Say how many lines hold the string "React"; please write nothing but the number.

───

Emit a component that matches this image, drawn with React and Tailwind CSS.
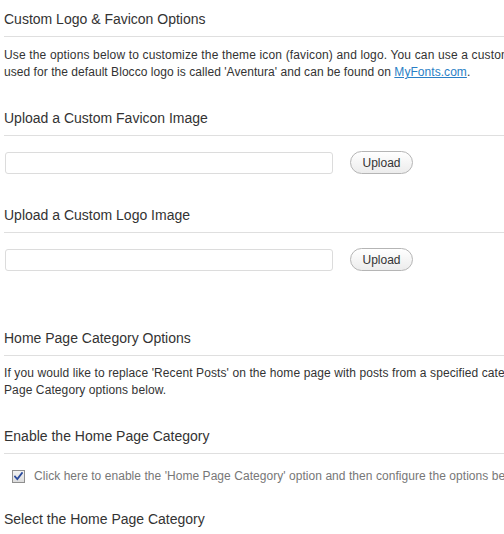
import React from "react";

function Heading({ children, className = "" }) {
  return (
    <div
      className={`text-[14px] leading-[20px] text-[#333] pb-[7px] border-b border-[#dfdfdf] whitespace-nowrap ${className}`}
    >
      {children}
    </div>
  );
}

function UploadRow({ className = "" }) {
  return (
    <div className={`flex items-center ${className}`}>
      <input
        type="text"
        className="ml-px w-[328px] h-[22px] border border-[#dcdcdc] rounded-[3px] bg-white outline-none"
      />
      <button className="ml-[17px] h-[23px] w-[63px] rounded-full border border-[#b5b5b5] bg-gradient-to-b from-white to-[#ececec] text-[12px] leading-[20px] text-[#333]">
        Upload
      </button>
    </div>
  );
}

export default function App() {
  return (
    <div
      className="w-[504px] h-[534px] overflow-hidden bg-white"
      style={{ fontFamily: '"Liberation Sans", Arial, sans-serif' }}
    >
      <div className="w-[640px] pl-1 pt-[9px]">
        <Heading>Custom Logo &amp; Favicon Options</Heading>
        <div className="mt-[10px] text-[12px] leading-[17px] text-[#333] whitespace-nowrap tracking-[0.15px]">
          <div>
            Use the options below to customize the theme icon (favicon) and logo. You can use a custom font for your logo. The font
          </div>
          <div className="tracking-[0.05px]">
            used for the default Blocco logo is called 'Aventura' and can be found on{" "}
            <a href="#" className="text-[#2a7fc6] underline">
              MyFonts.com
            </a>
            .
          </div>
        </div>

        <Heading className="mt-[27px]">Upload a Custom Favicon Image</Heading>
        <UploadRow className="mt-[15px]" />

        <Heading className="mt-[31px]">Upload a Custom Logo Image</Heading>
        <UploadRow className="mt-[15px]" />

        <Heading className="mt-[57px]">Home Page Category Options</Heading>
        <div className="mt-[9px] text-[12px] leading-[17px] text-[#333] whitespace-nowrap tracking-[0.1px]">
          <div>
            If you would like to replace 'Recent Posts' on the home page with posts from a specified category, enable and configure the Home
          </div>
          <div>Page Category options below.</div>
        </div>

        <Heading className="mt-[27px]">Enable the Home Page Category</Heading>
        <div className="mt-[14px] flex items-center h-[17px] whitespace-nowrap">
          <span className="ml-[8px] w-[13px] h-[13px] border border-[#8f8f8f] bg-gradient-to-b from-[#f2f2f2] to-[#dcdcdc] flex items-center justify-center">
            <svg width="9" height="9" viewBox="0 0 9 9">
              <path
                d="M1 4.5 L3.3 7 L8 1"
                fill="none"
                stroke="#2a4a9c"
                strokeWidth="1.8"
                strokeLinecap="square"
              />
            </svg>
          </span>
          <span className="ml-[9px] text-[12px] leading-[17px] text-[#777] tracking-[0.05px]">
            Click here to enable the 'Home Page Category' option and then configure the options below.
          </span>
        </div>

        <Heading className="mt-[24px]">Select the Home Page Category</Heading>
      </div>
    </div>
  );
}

───

Task result:
2